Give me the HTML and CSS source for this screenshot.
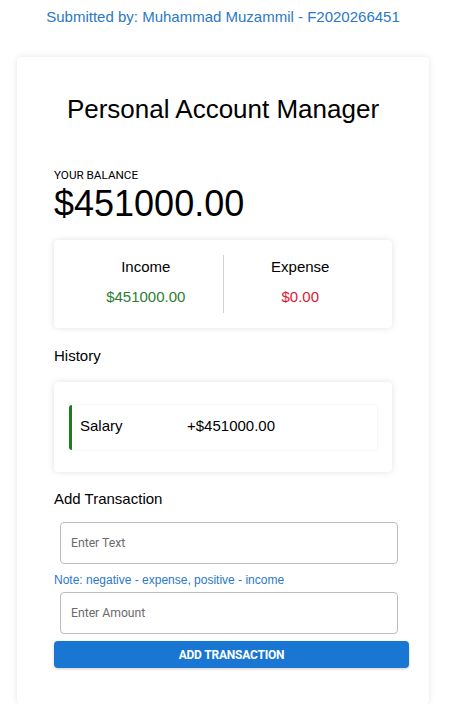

····················

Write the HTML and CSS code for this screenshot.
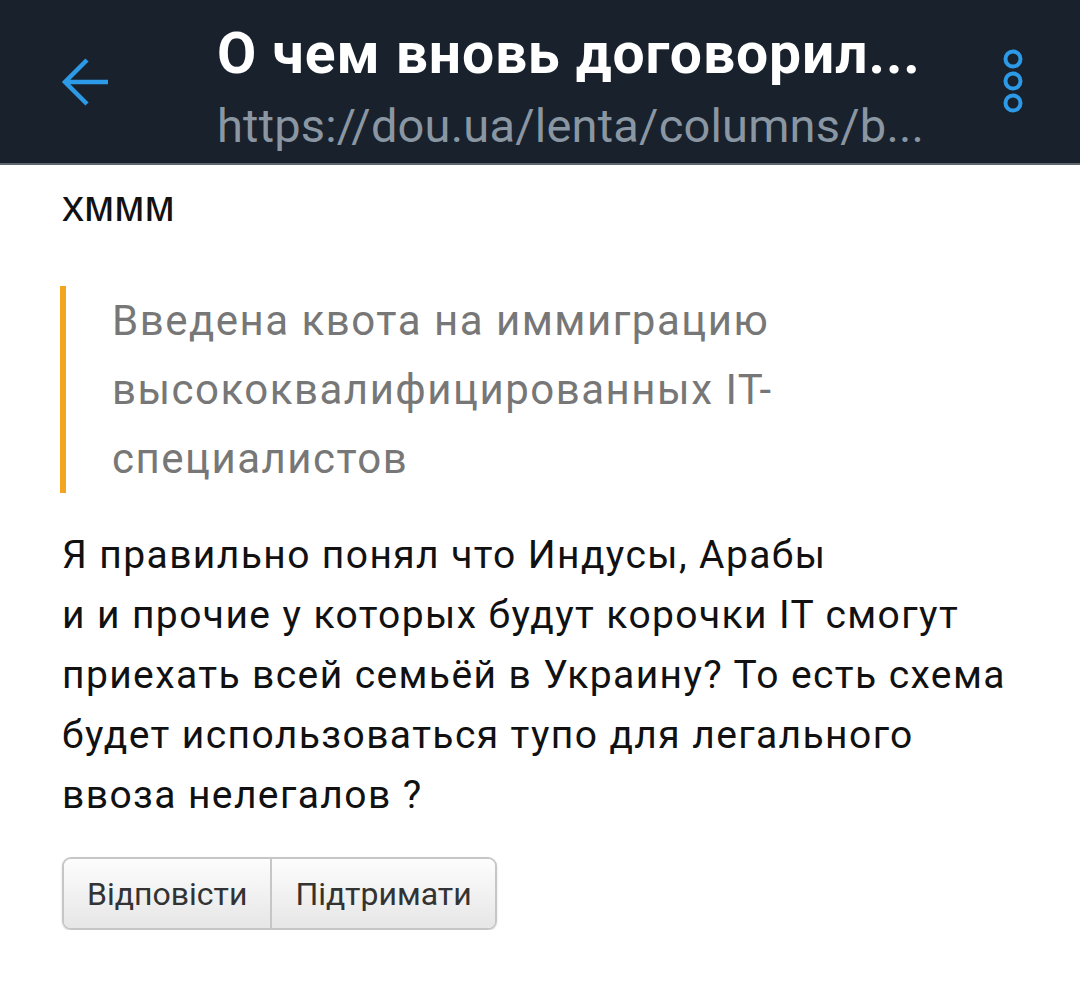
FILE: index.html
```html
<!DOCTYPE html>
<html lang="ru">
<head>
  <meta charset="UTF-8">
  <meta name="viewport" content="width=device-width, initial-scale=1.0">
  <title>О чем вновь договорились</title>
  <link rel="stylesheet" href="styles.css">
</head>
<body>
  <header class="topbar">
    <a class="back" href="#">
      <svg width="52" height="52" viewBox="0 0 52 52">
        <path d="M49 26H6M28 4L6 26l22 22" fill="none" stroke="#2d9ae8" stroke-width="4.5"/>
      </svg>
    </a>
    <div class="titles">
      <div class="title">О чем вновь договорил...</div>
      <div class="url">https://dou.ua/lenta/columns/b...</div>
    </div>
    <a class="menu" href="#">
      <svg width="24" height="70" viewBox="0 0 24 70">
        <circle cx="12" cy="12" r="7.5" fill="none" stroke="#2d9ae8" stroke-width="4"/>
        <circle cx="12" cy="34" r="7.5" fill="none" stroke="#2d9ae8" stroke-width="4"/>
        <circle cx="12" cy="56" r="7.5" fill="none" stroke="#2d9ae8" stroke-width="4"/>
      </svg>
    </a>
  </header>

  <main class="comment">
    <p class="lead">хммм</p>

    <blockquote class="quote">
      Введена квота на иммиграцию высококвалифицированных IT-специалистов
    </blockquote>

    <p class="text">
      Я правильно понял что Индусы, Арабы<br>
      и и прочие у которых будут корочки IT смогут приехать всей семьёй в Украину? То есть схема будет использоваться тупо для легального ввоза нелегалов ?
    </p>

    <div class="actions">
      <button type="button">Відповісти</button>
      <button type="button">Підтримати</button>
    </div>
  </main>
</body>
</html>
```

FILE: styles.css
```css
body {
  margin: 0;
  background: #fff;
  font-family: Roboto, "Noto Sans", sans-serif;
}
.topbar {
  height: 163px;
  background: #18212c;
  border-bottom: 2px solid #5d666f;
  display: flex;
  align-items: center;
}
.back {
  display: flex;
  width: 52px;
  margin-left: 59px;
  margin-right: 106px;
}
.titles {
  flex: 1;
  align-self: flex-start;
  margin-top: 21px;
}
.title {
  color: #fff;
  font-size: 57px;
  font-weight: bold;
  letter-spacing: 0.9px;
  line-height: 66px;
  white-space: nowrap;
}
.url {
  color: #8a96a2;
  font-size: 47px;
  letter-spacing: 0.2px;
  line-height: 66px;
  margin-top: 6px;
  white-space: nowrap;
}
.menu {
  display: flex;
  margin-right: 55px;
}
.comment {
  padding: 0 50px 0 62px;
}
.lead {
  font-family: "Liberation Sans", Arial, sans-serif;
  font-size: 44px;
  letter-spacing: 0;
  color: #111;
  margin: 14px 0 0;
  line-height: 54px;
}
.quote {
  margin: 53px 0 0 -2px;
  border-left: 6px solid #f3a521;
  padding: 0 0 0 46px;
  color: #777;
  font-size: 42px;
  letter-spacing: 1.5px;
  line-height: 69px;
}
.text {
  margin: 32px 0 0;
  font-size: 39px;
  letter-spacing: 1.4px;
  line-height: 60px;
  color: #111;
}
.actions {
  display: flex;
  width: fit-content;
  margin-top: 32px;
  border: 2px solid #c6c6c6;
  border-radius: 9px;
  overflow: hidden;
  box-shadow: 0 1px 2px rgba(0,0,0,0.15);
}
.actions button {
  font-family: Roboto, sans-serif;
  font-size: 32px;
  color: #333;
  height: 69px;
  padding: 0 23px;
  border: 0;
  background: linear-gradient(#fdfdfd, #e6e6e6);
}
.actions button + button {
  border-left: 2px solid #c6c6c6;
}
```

····················

List every line in the records above that contains the word "this".

Give me the HTML and CSS source for this screenshot.
Write the HTML and CSS code for this screenshot.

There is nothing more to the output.